• **Task instructions**: Identify and pull out each line of the entries in which "index" occurs.

• **Data records**:
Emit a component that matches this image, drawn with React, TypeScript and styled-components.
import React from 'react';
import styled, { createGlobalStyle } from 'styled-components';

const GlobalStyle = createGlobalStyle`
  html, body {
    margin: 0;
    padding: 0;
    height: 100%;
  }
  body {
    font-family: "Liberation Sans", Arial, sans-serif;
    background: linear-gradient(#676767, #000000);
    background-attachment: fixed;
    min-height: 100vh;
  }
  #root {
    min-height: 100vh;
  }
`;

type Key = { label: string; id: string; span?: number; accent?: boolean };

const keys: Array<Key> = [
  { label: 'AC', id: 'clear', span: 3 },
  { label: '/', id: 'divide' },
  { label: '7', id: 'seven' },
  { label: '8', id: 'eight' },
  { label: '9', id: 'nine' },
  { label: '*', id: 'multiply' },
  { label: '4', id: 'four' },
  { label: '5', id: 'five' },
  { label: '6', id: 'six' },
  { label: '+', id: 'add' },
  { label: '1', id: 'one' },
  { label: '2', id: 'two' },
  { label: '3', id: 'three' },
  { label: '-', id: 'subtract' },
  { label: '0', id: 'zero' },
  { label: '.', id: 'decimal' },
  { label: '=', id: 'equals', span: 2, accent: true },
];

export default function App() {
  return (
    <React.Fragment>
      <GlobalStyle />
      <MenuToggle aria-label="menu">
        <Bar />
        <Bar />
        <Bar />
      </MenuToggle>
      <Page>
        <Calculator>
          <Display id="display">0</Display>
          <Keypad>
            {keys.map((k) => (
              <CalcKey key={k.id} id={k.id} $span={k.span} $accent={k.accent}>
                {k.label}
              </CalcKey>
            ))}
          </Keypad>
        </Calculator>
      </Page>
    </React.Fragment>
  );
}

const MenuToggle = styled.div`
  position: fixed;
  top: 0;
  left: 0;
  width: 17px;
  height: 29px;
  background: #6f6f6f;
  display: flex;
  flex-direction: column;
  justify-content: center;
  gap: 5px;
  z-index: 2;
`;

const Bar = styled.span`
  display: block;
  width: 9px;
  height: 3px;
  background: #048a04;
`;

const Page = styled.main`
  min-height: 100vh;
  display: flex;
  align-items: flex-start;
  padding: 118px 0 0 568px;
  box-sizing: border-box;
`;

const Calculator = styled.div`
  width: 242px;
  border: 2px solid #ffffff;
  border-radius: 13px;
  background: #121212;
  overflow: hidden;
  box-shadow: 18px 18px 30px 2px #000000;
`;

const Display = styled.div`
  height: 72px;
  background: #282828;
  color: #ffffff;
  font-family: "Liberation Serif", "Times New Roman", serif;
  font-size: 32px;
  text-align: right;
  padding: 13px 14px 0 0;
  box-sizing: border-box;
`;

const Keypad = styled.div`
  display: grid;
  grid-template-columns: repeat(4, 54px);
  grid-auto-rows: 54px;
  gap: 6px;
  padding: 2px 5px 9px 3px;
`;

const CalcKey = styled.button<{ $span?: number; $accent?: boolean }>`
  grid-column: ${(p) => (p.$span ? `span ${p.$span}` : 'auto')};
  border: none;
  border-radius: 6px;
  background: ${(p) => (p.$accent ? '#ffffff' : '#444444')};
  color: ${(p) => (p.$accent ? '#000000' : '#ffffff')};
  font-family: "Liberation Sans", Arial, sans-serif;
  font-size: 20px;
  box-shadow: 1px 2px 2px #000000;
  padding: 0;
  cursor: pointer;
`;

* * *

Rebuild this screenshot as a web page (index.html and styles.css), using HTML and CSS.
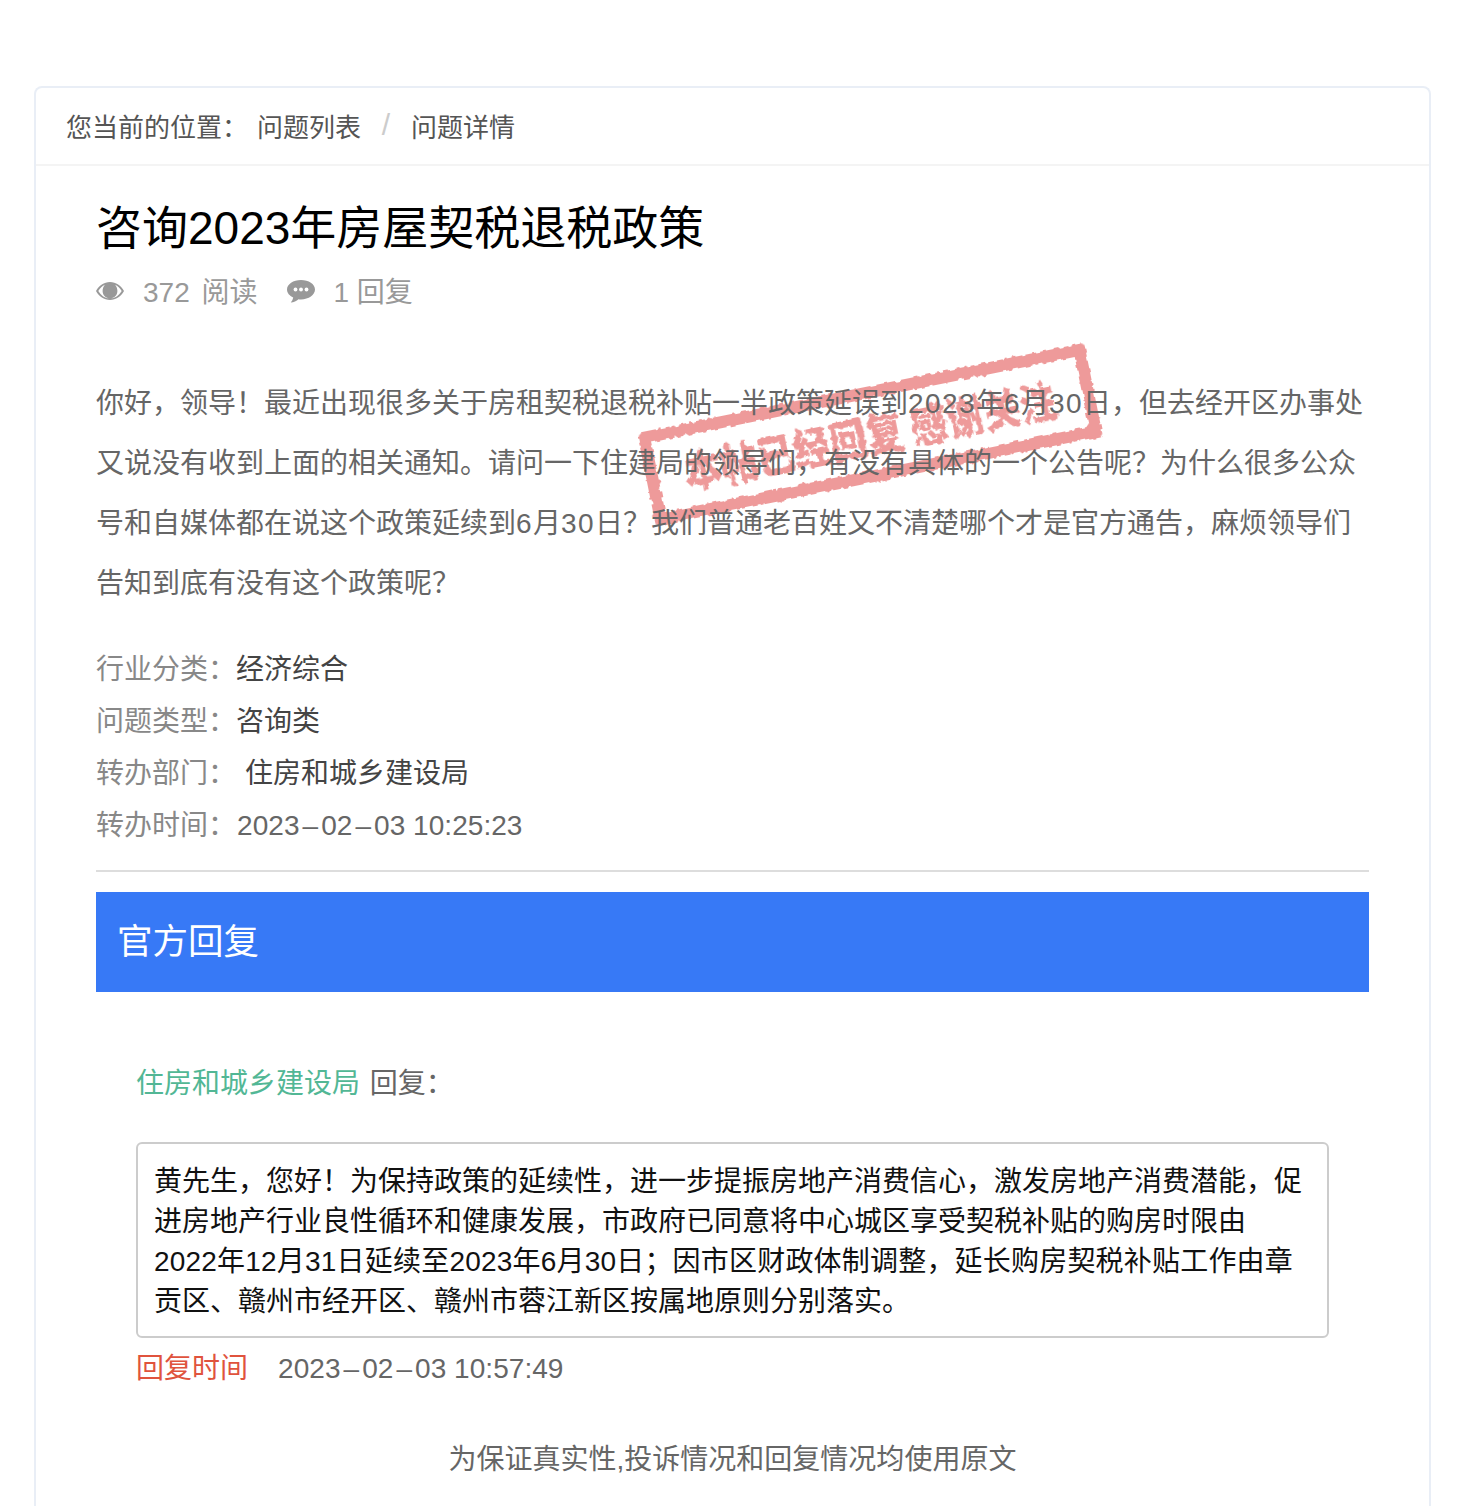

• **Exercise response**:
  z-index: 2;
Rebuild this screenshot as a web page (index.html and styles.css), using HTML and CSS.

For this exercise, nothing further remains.